LA REGENTA. Crónica Teatral
Si Clarín hubiera
conocido las teorías de Freud, hubiera encontrado un nombre para la dolencia de
doña Ana Ozores: la neurastenia. Una joven y hermosa mujer casada que no vive
satisfecha sexualmente, padece una dolencia psíquica que la puede conducir por
derroteros distintos a los socialmente convenidos. El desempeño de Ana Ruiz en
ese papel, resulta convincente a lo largo de su interpretación.
Este es uno de los puntos
de referencia de la versión que ha hecho Eduardo Galán de la novela de Leopoldo
Alas que, tras su estreno en Madrid a primeros del pasado febrero, se está
interpretando estos días en el Teatro Principal de Zaragoza, bajo la dirección de
Helena Pimenta.
El segundo conflicto es
el materno-filial que se desarrolla entre don Fermín de Pas, el canónigo
magistral de la catedral, interpretado por
Alex Gadea, y su señora madre, doña Paula, a la que da vida con sobrada
insidia Pepa Pedroche. La codicia como vehículo para el dominio social en todos
los órdenes, es el principio que trata de inculcar a su hijo.
La prolija narración que pasa por ser
una de las cimas de la literatura decimonónica española, se concreta de este
modo en la mencionada adaptación teatral, cuyo autor reconoce que intenta defender
el derecho de la mujer a elegir su destino, aunque no coincida con la moral
reinante. Ha enfocado la historia desde el punto de vista de Ana Ozores, que
será castigada con el abandono y un final trágico.

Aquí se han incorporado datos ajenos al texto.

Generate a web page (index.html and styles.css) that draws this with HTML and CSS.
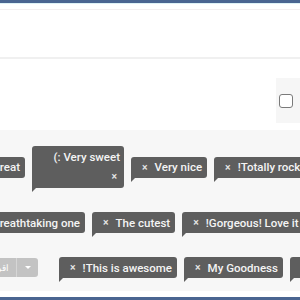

El lenguaje de los diálogos conserva el
sabor de la época, evitando arcaísmos, aunque el desarrollo escénico resulta un
tanto frío y estereotipado, a pesar del empeño de la directora en suplir con gestos e inflexiones de
voz los movimientos internos y externos de los protagonistas.
Los ocho intérpretes en quienes se concentran
los conflictos (dos de ellos duplicando personaje) desempeñan con seguridad su papel,
destacando la rotundidad melosa de Jacobo Dicenta como el donjuán escurridizo
que es Álvaro Mesía, enfrentado de manera ladina al ingenuo marido de Ana, el
Regente jubilado, a quien da vida Joaquín Notario, por una parte, y por otra a don
Fermín, el canónigo magistral, con quien mantiene un pugilato de forma más subrepticia.
Una ingeniosa escenografía de carácter minimalista permite, dentro de su austeridad, desarrollar una dramaturgia compleja apoyada en un habilidoso manejo de la luminotecnia y una sutil banda sonora que aromatiza de algún modo la tensión del espectáculo.